Reproduce the listing below exactly, beginning with its first line and ending with the line that holds "const [values, setValues]"; pictures are not part of the copy.
.....
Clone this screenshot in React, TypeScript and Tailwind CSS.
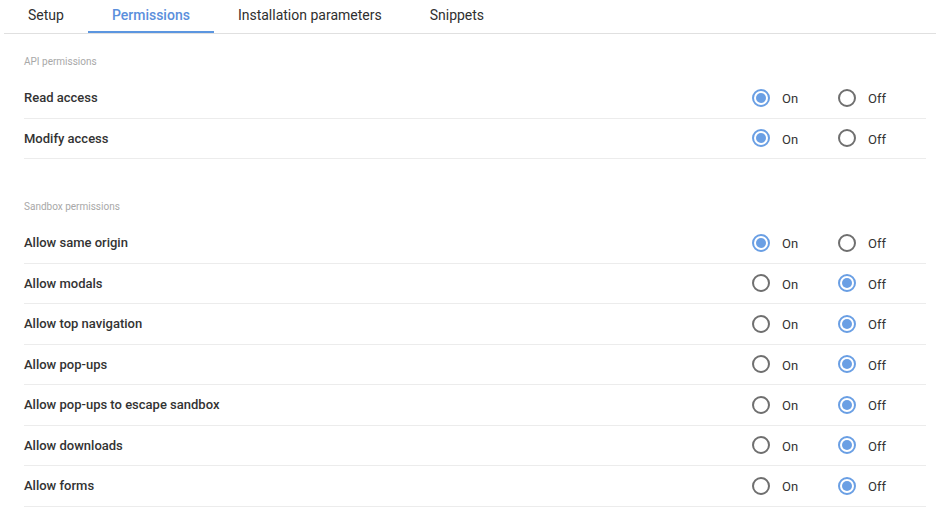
import React, { useState } from 'react';

type Perm = { label: string; on: boolean };

const apiPerms: Perm[] = [
  { label: 'Read access', on: true },
  { label: 'Modify access', on: true },
];

const sandboxPerms: Perm[] = [
  { label: 'Allow same origin', on: true },
  { label: 'Allow modals', on: false },
  { label: 'Allow top navigation', on: false },
  { label: 'Allow pop-ups', on: false },
  { label: 'Allow pop-ups to escape sandbox', on: false },
  { label: 'Allow downloads', on: false },
  { label: 'Allow forms', on: false },
];

const tabs = ['Setup', 'Permissions', 'Installation parameters', 'Snippets'];

function Radio({ checked, label, onClick }: { checked: boolean; label: string; onClick: () => void }) {
  return (
    <button onClick={onClick} className="flex w-[86px] items-center gap-3 text-left">
      <span
        className={
          checked
            ? 'flex h-[18px] w-[18px] items-center justify-center rounded-full border-2 border-[#6a9fe4]'
            : 'flex h-[18px] w-[18px] items-center justify-center rounded-full border-2 border-[#6f6f6f]'
        }
      >
        {checked && <span className="h-[10px] w-[10px] rounded-full bg-[#6a9fe4]" />}
      </span>
      <span className="pt-[2px] text-[13px] text-[#333]">{label}</span>
    </button>
  );
}

function Section({ title, items, className }: { title: string; items: Perm[]; className?: string }) {
  const [values, setValues] = useState(items.map((i) => i.on));

  return (
    <section className={className}>
      <div className="pt-[21px] pb-[9px] text-[10px] leading-[14px] text-[#a8a8a8]">{title}</div>
      {items.map((item, idx) => (
        <div key={item.label} className="flex h-[40.5px] items-center border-b border-[#ececec]">
          <span className="text-[13px] font-medium text-[#333]">{item.label}</span>
          <div className="ml-auto flex pr-[2px]">
            <Radio
              checked={values[idx]}
              label="On"
              onClick={() => setValues(values.map((v, i) => (i === idx ? true : v)))}
            />
            <Radio
              checked={!values[idx]}
              label="Off"
              onClick={() => setValues(values.map((v, i) => (i === idx ? false : v)))}
            />
          </div>
        </div>
      ))}
    </section>
  );
}

export default function App() {
  const [active, setActive] = useState(1);

  return (
    <div className="h-[532px] w-[936px] bg-white font-['Roboto',sans-serif]">
      {/* Tabs */}
      <div className="ml-1 flex h-[34px] border-b border-[#e0e0e0]">
        {tabs.map((t, i) => (
          <button
            key={t}
            onClick={() => setActive(i)}
            className={
              i === active
                ? 'flex items-center border-b-2 border-[#5b96e0] px-6 text-[14px] font-medium text-[#5b8fdc]'
                : 'flex items-center border-b-2 border-transparent px-6 text-[14px] text-[#2f2f2f]'
            }
          >
            {t}
          </button>
        ))}
      </div>

      {/* Content */}
      <div className="pl-6 pr-[10px]">
        <Section title="API permissions" items={apiPerms} />
        <Section title="Sandbox permissions" items={sandboxPerms} className="mt-5" />
      </div>
    </div>
  );
}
.....
- ANSWER TO THIS TASK:
Clone this screenshot in React, TypeScript and Tailwind CSS.
import React, { useState } from 'react';

type Perm = { label: string; on: boolean };

const apiPerms: Perm[] = [
  { label: 'Read access', on: true },
  { label: 'Modify access', on: true },
];

const sandboxPerms: Perm[] = [
  { label: 'Allow same origin', on: true },
  { label: 'Allow modals', on: false },
  { label: 'Allow top navigation', on: false },
  { label: 'Allow pop-ups', on: false },
  { label: 'Allow pop-ups to escape sandbox', on: false },
  { label: 'Allow downloads', on: false },
  { label: 'Allow forms', on: false },
];

const tabs = ['Setup', 'Permissions', 'Installation parameters', 'Snippets'];

function Radio({ checked, label, onClick }: { checked: boolean; label: string; onClick: () => void }) {
  return (
    <button onClick={onClick} className="flex w-[86px] items-center gap-3 text-left">
      <span
        className={
          checked
            ? 'flex h-[18px] w-[18px] items-center justify-center rounded-full border-2 border-[#6a9fe4]'
            : 'flex h-[18px] w-[18px] items-center justify-center rounded-full border-2 border-[#6f6f6f]'
        }
      >
        {checked && <span className="h-[10px] w-[10px] rounded-full bg-[#6a9fe4]" />}
      </span>
      <span className="pt-[2px] text-[13px] text-[#333]">{label}</span>
    </button>
  );
}

function Section({ title, items, className }: { title: string; items: Perm[]; className?: string }) {
  const [values, setValues] = useState(items.map((i) => i.on));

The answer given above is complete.